O foco na pauta identitária acaba funcionando como um véu que esconde, de certo modo, as contradições de classe na sociedade e afasta parte do “cidadão médio”, geralmente conservador, da esquerda e o entrega de mãos beijadas para a direita conservadora ou até fascista como Bolsonaro e cia.

Não estou aqui criticando esses “novos” movimentos sociais de modo geral, mas o que para mim são os seus “excessos”. Esses movimentos são extremamente importantes e explicitam outras opressões que historicamente a esquerda também negligenciou, e isso precisa ser corrigido.

No entanto, o clima de acusação, de “caça” ao branco, machista, hétero, de classe média, onde parte da esquerda parece estar o tempo todo chamando uns aos outros de “esquerdomacho”, “transfóbico”, “heteronormativo”, fazer “coisa de branco”, etc. não ajuda em nada… mesmo que eu reconheça a legitimidade dessas pautas.

Enquanto isso, a direita está passando o rodo em todos nós, o golpe vai muito bem, obrigado, Bolsonaro está com quase 20% de intenções de voto, nossos direitos trabalhistas e previdenciários históricos estão indo pro ralo, estamos regredindo vinte anos em 2, etc..

Mas setores da esquerda ou da “esquerda” querem colocar no centro do debate se Anita cometeu ou não “apropriação cultural” com o seu último corte de cabelo…

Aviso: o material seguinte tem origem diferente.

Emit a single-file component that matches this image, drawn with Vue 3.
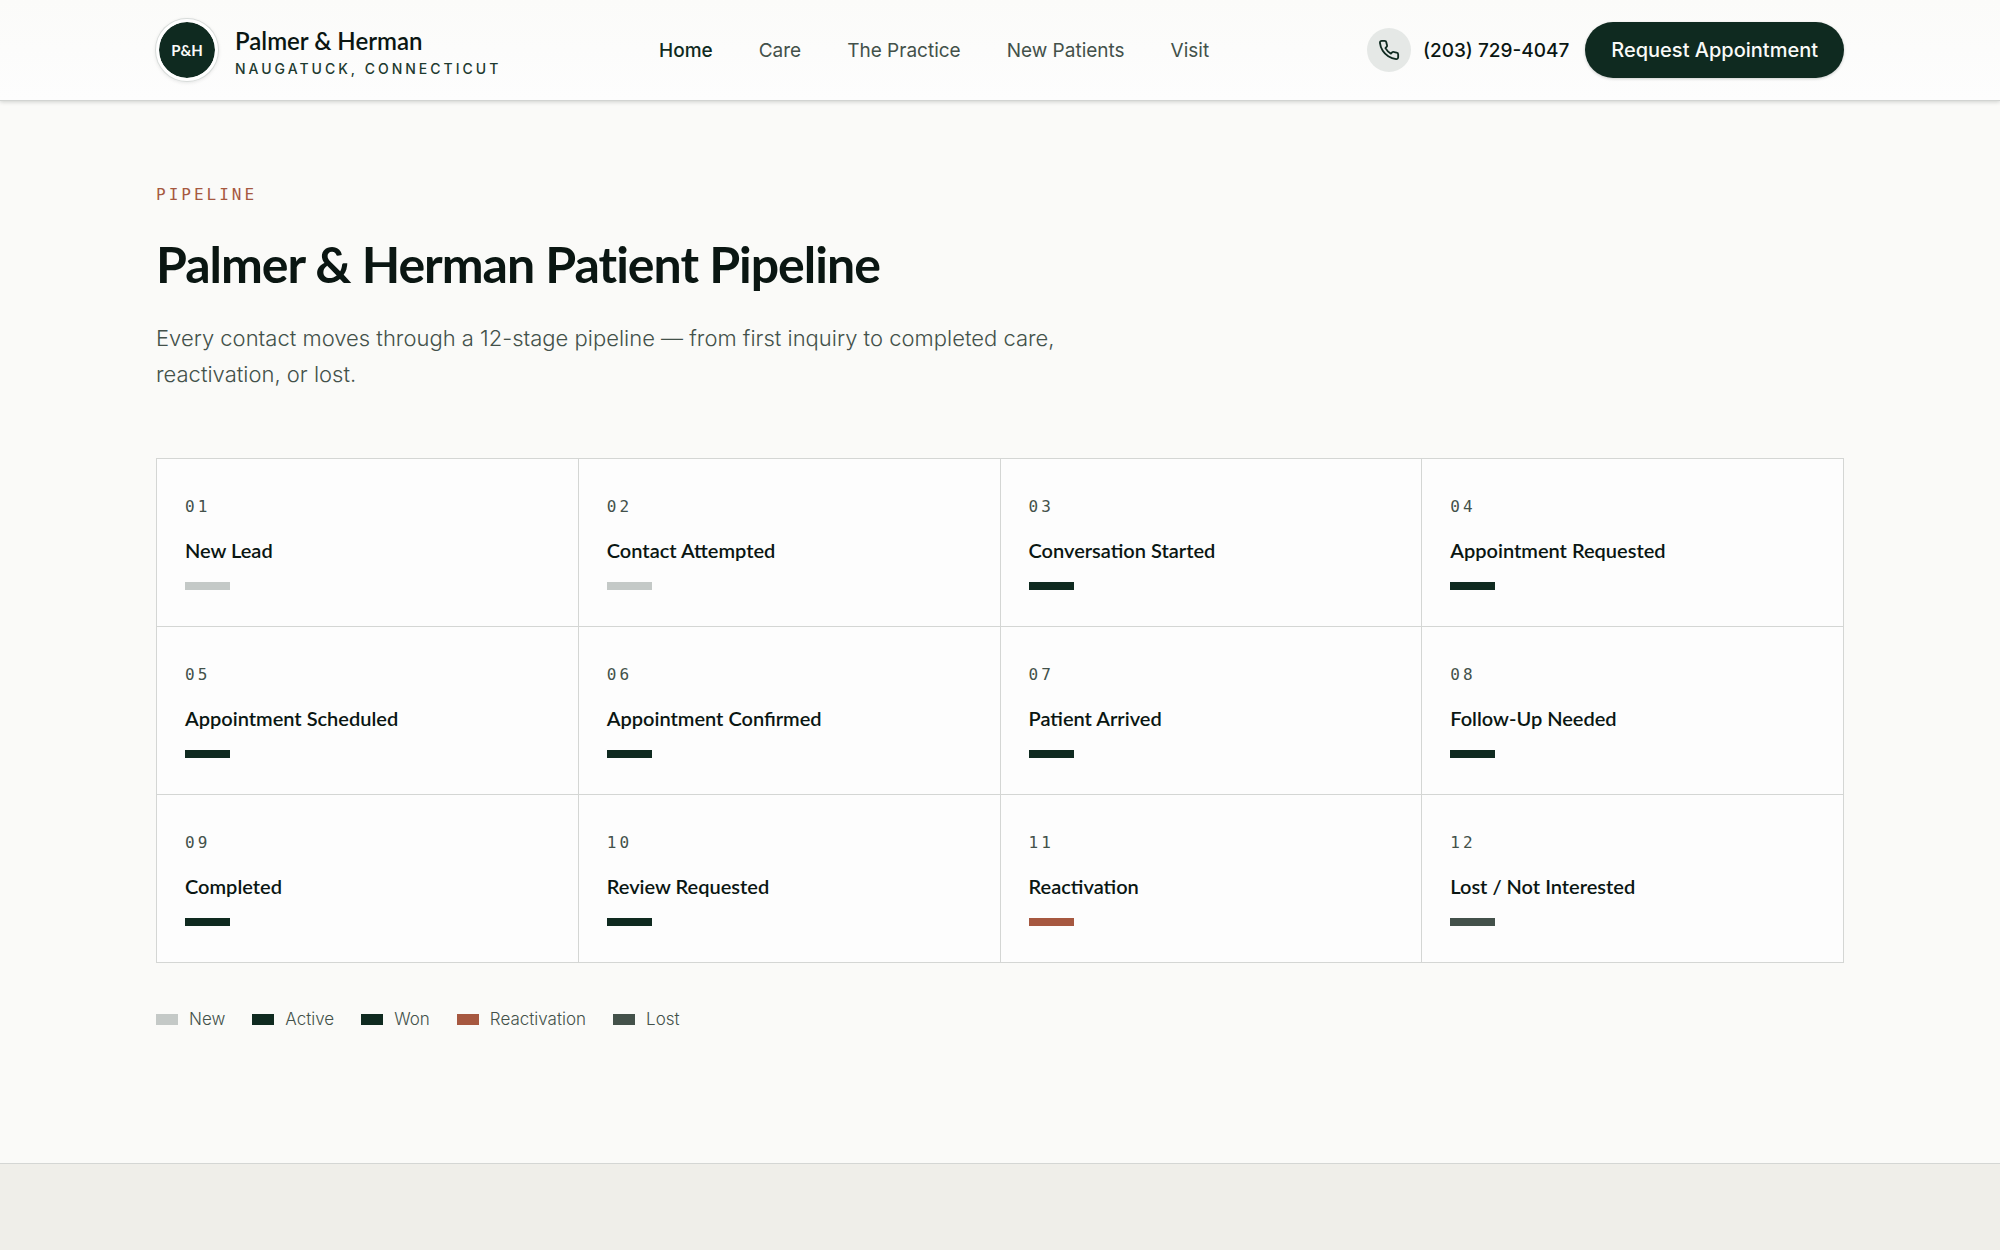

Precisamos retomar a questão de classe, pois a direita está passando o “rodo” em nós e na esquerda fica um chamando o outro de “esquerdomacho”, “transfóbico”,

Ah, claro que serei acusado de ter escrito esse texto por ser homem, hetero, machista, homofóbico, branco, etc. por ter escrito esse artigo. Afinal, o que importa é a identidade, no é?